**REQUIREMENTS**: The records that follow are to be repeated exactly, with the pictures removed.

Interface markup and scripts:
** START **
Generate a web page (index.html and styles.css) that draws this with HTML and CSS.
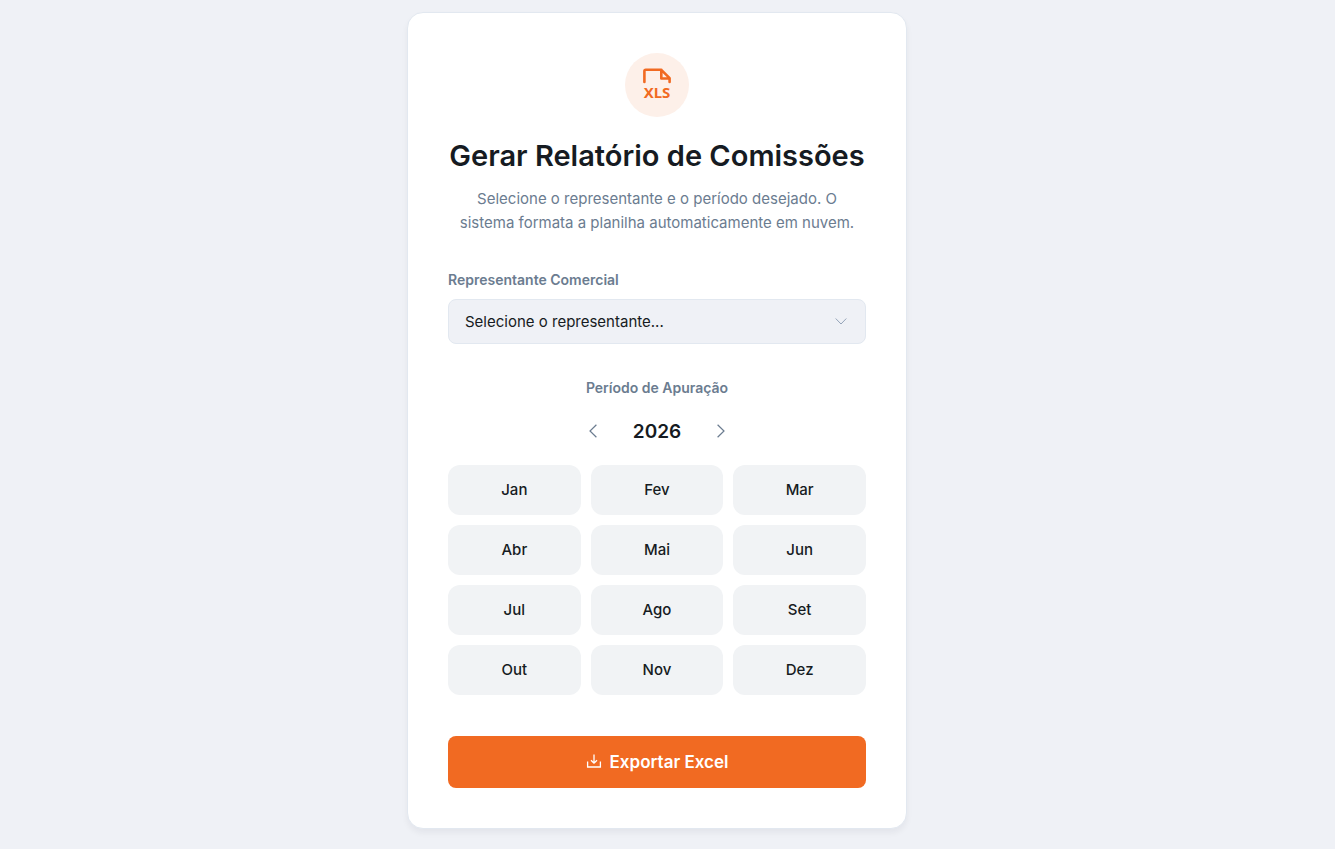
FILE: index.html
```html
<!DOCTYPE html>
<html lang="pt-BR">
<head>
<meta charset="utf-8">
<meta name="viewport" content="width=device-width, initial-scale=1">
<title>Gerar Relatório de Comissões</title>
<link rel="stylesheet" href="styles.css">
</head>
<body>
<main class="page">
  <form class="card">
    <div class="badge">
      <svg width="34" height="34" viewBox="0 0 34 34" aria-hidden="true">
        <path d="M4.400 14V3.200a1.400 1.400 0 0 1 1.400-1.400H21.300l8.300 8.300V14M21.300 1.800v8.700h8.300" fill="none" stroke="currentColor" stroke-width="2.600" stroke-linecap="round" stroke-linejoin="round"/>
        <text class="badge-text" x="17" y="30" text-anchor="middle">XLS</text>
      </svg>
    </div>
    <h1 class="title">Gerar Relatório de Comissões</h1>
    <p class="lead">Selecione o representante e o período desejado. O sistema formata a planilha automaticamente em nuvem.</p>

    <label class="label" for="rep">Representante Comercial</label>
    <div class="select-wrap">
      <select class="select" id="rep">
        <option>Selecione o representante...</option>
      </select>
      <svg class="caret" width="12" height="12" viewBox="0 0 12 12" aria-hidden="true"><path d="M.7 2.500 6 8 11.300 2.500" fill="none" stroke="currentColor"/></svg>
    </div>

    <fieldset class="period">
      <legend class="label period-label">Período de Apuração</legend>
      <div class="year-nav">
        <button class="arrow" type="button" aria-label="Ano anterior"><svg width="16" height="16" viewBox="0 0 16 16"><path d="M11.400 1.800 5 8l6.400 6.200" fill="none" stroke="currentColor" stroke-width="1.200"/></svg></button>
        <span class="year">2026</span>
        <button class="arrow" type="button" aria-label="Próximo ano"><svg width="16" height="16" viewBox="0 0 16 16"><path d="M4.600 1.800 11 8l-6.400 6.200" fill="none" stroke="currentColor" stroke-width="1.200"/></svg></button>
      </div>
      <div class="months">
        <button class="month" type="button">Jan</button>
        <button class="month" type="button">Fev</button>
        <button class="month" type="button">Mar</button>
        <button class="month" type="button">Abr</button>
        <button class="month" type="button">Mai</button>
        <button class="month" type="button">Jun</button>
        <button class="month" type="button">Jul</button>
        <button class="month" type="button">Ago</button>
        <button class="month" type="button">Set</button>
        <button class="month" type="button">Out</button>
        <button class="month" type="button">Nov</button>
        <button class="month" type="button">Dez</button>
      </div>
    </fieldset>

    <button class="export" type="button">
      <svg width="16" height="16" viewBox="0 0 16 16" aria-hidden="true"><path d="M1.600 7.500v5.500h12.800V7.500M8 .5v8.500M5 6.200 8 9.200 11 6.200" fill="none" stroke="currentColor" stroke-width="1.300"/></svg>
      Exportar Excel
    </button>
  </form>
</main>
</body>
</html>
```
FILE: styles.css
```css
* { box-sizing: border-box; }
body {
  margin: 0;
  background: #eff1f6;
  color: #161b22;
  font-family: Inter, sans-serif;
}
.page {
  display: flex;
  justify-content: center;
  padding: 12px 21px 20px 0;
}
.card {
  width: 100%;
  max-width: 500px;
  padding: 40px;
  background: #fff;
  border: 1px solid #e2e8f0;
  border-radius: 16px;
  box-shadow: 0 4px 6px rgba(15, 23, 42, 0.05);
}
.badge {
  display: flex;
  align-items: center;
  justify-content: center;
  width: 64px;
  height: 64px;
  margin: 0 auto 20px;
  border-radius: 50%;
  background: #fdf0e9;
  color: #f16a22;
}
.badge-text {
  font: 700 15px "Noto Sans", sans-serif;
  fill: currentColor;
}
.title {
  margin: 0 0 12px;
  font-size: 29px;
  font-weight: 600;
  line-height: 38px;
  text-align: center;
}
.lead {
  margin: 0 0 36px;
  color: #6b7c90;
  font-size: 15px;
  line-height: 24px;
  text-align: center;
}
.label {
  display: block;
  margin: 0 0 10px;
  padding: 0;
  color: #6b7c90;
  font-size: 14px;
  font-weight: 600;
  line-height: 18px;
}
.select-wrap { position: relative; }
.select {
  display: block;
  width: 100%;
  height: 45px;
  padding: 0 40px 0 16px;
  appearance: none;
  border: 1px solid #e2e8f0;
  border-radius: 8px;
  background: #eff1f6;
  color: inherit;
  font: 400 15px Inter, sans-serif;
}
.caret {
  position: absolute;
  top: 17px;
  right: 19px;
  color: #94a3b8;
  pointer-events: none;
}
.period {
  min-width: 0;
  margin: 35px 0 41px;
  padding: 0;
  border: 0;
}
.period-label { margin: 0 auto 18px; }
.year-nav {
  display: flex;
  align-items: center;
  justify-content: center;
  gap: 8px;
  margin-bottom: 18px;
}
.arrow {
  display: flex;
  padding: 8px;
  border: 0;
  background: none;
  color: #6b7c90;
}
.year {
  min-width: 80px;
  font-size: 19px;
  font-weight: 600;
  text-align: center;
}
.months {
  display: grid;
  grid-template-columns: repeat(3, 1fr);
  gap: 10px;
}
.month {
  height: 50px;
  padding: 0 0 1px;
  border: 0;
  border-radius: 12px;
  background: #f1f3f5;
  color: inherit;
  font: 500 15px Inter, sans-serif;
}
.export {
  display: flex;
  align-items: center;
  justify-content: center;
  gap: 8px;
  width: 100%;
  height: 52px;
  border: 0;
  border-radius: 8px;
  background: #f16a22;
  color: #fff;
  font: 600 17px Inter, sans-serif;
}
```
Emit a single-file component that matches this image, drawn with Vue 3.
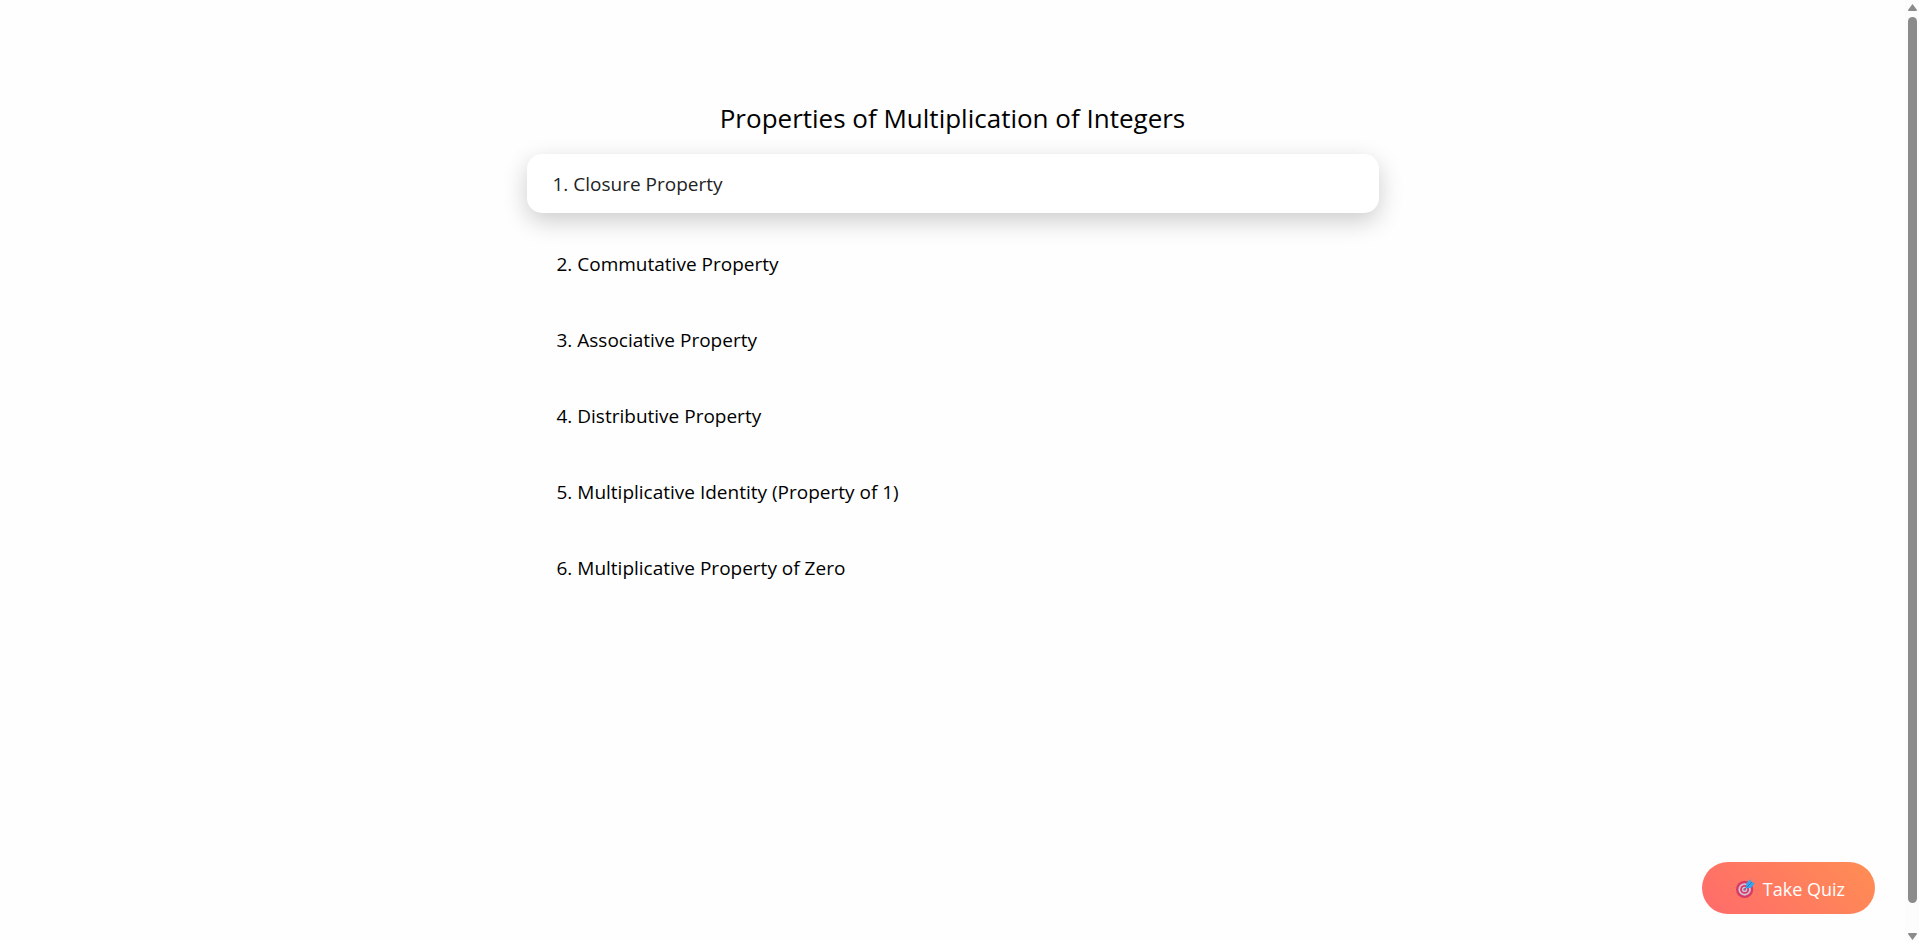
** END **
**FULL OUTPUT**:
Generate a web page (index.html and styles.css) that draws this with HTML and CSS.
FILE: index.html
```html
<!DOCTYPE html>
<html lang="pt-BR">
<head>
<meta charset="utf-8">
<meta name="viewport" content="width=device-width, initial-scale=1">
<title>Gerar Relatório de Comissões</title>
<link rel="stylesheet" href="styles.css">
</head>
<body>
<main class="page">
  <form class="card">
    <div class="badge">
      <svg width="34" height="34" viewBox="0 0 34 34" aria-hidden="true">
        <path d="M4.400 14V3.200a1.400 1.400 0 0 1 1.400-1.400H21.300l8.300 8.300V14M21.300 1.800v8.700h8.300" fill="none" stroke="currentColor" stroke-width="2.600" stroke-linecap="round" stroke-linejoin="round"/>
        <text class="badge-text" x="17" y="30" text-anchor="middle">XLS</text>
      </svg>
    </div>
    <h1 class="title">Gerar Relatório de Comissões</h1>
    <p class="lead">Selecione o representante e o período desejado. O sistema formata a planilha automaticamente em nuvem.</p>

    <label class="label" for="rep">Representante Comercial</label>
    <div class="select-wrap">
      <select class="select" id="rep">
        <option>Selecione o representante...</option>
      </select>
      <svg class="caret" width="12" height="12" viewBox="0 0 12 12" aria-hidden="true"><path d="M.7 2.500 6 8 11.300 2.500" fill="none" stroke="currentColor"/></svg>
    </div>

    <fieldset class="period">
      <legend class="label period-label">Período de Apuração</legend>
      <div class="year-nav">
        <button class="arrow" type="button" aria-label="Ano anterior"><svg width="16" height="16" viewBox="0 0 16 16"><path d="M11.400 1.800 5 8l6.400 6.200" fill="none" stroke="currentColor" stroke-width="1.200"/></svg></button>
        <span class="year">2026</span>
        <button class="arrow" type="button" aria-label="Próximo ano"><svg width="16" height="16" viewBox="0 0 16 16"><path d="M4.600 1.800 11 8l-6.400 6.200" fill="none" stroke="currentColor" stroke-width="1.200"/></svg></button>
      </div>
      <div class="months">
        <button class="month" type="button">Jan</button>
        <button class="month" type="button">Fev</button>
        <button class="month" type="button">Mar</button>
        <button class="month" type="button">Abr</button>
        <button class="month" type="button">Mai</button>
        <button class="month" type="button">Jun</button>
        <button class="month" type="button">Jul</button>
        <button class="month" type="button">Ago</button>
        <button class="month" type="button">Set</button>
        <button class="month" type="button">Out</button>
        <button class="month" type="button">Nov</button>
        <button class="month" type="button">Dez</button>
      </div>
    </fieldset>

    <button class="export" type="button">
      <svg width="16" height="16" viewBox="0 0 16 16" aria-hidden="true"><path d="M1.600 7.500v5.500h12.800V7.500M8 .5v8.500M5 6.200 8 9.200 11 6.200" fill="none" stroke="currentColor" stroke-width="1.300"/></svg>
      Exportar Excel
    </button>
  </form>
</main>
</body>
</html>
```
FILE: styles.css
```css
* { box-sizing: border-box; }
body {
  margin: 0;
  background: #eff1f6;
  color: #161b22;
  font-family: Inter, sans-serif;
}
.page {
  display: flex;
  justify-content: center;
  padding: 12px 21px 20px 0;
}
.card {
  width: 100%;
  max-width: 500px;
  padding: 40px;
  background: #fff;
  border: 1px solid #e2e8f0;
  border-radius: 16px;
  box-shadow: 0 4px 6px rgba(15, 23, 42, 0.05);
}
.badge {
  display: flex;
  align-items: center;
  justify-content: center;
  width: 64px;
  height: 64px;
  margin: 0 auto 20px;
  border-radius: 50%;
  background: #fdf0e9;
  color: #f16a22;
}
.badge-text {
  font: 700 15px "Noto Sans", sans-serif;
  fill: currentColor;
}
.title {
  margin: 0 0 12px;
  font-size: 29px;
  font-weight: 600;
  line-height: 38px;
  text-align: center;
}
.lead {
  margin: 0 0 36px;
  color: #6b7c90;
  font-size: 15px;
  line-height: 24px;
  text-align: center;
}
.label {
  display: block;
  margin: 0 0 10px;
  padding: 0;
  color: #6b7c90;
  font-size: 14px;
  font-weight: 600;
  line-height: 18px;
}
.select-wrap { position: relative; }
.select {
  display: block;
  width: 100%;
  height: 45px;
  padding: 0 40px 0 16px;
  appearance: none;
  border: 1px solid #e2e8f0;
  border-radius: 8px;
  background: #eff1f6;
  color: inherit;
  font: 400 15px Inter, sans-serif;
}
.caret {
  position: absolute;
  top: 17px;
  right: 19px;
  color: #94a3b8;
  pointer-events: none;
}
.period {
  min-width: 0;
  margin: 35px 0 41px;
  padding: 0;
  border: 0;
}
.period-label { margin: 0 auto 18px; }
.year-nav {
  display: flex;
  align-items: center;
  justify-content: center;
  gap: 8px;
  margin-bottom: 18px;
}
.arrow {
  display: flex;
  padding: 8px;
  border: 0;
  background: none;
  color: #6b7c90;
}
.year {
  min-width: 80px;
  font-size: 19px;
  font-weight: 600;
  text-align: center;
}
.months {
  display: grid;
  grid-template-columns: repeat(3, 1fr);
  gap: 10px;
}
.month {
  height: 50px;
  padding: 0 0 1px;
  border: 0;
  border-radius: 12px;
  background: #f1f3f5;
  color: inherit;
  font: 500 15px Inter, sans-serif;
}
.export {
  display: flex;
  align-items: center;
  justify-content: center;
  gap: 8px;
  width: 100%;
  height: 52px;
  border: 0;
  border-radius: 8px;
  background: #f16a22;
  color: #fff;
  font: 600 17px Inter, sans-serif;
}
```
Emit a single-file component that matches this image, drawn with Vue 3.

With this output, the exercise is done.